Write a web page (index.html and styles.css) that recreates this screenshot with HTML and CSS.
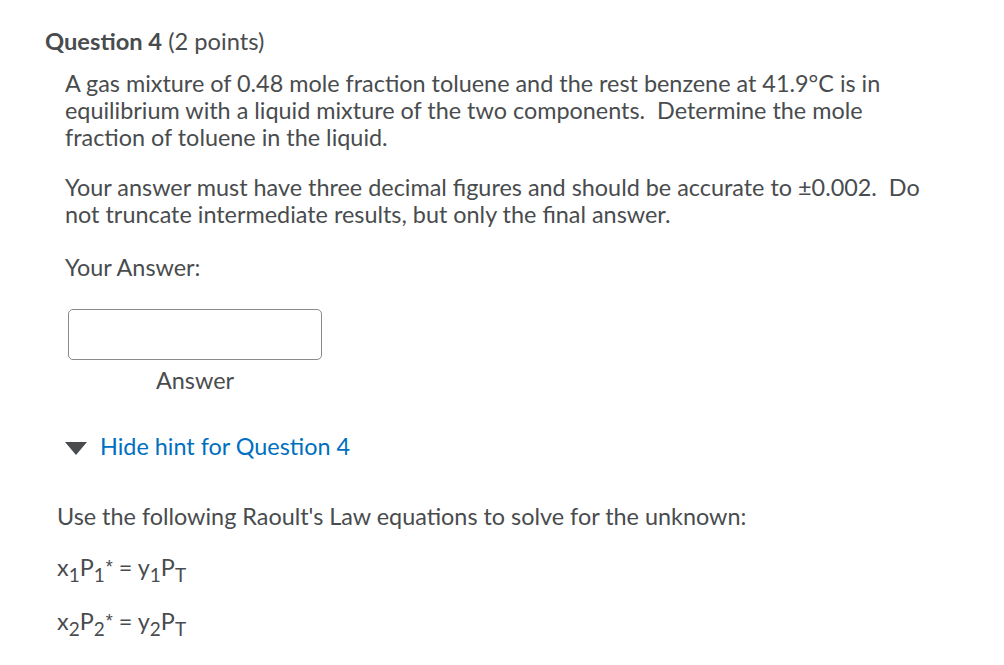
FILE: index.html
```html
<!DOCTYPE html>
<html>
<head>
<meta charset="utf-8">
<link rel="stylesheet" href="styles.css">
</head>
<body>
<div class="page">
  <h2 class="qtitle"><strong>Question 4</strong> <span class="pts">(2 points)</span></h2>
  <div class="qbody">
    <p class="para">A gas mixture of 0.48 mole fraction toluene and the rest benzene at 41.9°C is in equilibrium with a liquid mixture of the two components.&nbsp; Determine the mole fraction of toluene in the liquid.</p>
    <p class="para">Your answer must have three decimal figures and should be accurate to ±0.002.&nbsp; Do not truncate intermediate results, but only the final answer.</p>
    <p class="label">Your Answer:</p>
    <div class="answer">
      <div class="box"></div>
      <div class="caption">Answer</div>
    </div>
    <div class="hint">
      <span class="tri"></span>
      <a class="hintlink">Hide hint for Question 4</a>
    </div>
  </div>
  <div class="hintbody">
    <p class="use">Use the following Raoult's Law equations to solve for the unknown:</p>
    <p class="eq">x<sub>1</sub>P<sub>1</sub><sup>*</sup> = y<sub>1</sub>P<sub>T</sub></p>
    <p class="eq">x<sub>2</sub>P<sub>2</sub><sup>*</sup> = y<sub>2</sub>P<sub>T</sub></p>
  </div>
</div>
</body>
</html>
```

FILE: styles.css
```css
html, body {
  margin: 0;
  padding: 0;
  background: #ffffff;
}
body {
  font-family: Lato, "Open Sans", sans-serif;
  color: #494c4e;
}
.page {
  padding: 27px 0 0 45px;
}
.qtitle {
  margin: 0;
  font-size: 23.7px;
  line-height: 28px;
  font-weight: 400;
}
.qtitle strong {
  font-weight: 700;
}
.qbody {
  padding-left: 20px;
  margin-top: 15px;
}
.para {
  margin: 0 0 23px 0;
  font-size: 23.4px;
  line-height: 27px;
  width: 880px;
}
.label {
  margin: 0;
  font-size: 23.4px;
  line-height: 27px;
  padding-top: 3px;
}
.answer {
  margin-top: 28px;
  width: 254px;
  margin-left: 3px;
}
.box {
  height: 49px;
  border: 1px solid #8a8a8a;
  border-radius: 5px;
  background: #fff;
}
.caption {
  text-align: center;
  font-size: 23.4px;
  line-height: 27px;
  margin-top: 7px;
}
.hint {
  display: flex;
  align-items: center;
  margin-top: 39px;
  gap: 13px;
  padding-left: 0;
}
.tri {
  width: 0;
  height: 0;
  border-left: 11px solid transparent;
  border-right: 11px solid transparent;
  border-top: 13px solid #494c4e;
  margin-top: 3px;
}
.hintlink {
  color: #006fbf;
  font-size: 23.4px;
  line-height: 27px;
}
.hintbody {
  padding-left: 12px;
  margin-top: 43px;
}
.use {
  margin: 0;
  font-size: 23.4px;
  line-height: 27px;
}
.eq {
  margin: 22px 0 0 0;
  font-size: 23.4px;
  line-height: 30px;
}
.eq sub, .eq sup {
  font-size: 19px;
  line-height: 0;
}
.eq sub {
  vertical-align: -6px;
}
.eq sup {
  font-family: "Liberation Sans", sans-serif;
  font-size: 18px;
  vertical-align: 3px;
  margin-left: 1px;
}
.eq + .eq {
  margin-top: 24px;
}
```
+---+
* **What to work on**:
Reproduce the full listing above verbatim, with no pictures included.

* **Task answer**:
Write a web page (index.html and styles.css) that recreates this screenshot with HTML and CSS.
FILE: index.html
```html
<!DOCTYPE html>
<html>
<head>
<meta charset="utf-8">
<link rel="stylesheet" href="styles.css">
</head>
<body>
<div class="page">
  <h2 class="qtitle"><strong>Question 4</strong> <span class="pts">(2 points)</span></h2>
  <div class="qbody">
    <p class="para">A gas mixture of 0.48 mole fraction toluene and the rest benzene at 41.9°C is in equilibrium with a liquid mixture of the two components.&nbsp; Determine the mole fraction of toluene in the liquid.</p>
    <p class="para">Your answer must have three decimal figures and should be accurate to ±0.002.&nbsp; Do not truncate intermediate results, but only the final answer.</p>
    <p class="label">Your Answer:</p>
    <div class="answer">
      <div class="box"></div>
      <div class="caption">Answer</div>
    </div>
    <div class="hint">
      <span class="tri"></span>
      <a class="hintlink">Hide hint for Question 4</a>
    </div>
  </div>
  <div class="hintbody">
    <p class="use">Use the following Raoult's Law equations to solve for the unknown:</p>
    <p class="eq">x<sub>1</sub>P<sub>1</sub><sup>*</sup> = y<sub>1</sub>P<sub>T</sub></p>
    <p class="eq">x<sub>2</sub>P<sub>2</sub><sup>*</sup> = y<sub>2</sub>P<sub>T</sub></p>
  </div>
</div>
</body>
</html>
```

FILE: styles.css
```css
html, body {
  margin: 0;
  padding: 0;
  background: #ffffff;
}
body {
  font-family: Lato, "Open Sans", sans-serif;
  color: #494c4e;
}
.page {
  padding: 27px 0 0 45px;
}
.qtitle {
  margin: 0;
  font-size: 23.7px;
  line-height: 28px;
  font-weight: 400;
}
.qtitle strong {
  font-weight: 700;
}
.qbody {
  padding-left: 20px;
  margin-top: 15px;
}
.para {
  margin: 0 0 23px 0;
  font-size: 23.4px;
  line-height: 27px;
  width: 880px;
}
.label {
  margin: 0;
  font-size: 23.4px;
  line-height: 27px;
  padding-top: 3px;
}
.answer {
  margin-top: 28px;
  width: 254px;
  margin-left: 3px;
}
.box {
  height: 49px;
  border: 1px solid #8a8a8a;
  border-radius: 5px;
  background: #fff;
}
.caption {
  text-align: center;
  font-size: 23.4px;
  line-height: 27px;
  margin-top: 7px;
}
.hint {
  display: flex;
  align-items: center;
  margin-top: 39px;
  gap: 13px;
  padding-left: 0;
}
.tri {
  width: 0;
  height: 0;
  border-left: 11px solid transparent;
  border-right: 11px solid transparent;
  border-top: 13px solid #494c4e;
  margin-top: 3px;
}
.hintlink {
  color: #006fbf;
  font-size: 23.4px;
  line-height: 27px;
}
.hintbody {
  padding-left: 12px;
  margin-top: 43px;
}
.use {
  margin: 0;
  font-size: 23.4px;
  line-height: 27px;
}
.eq {
  margin: 22px 0 0 0;
  font-size: 23.4px;
  line-height: 30px;
}
.eq sub, .eq sup {
  font-size: 19px;
  line-height: 0;
}
.eq sub {
  vertical-align: -6px;
}
.eq sup {
  font-family: "Liberation Sans", sans-serif;
  font-size: 18px;
  vertical-align: 3px;
  margin-left: 1px;
}
.eq + .eq {
  margin-top: 24px;
}
```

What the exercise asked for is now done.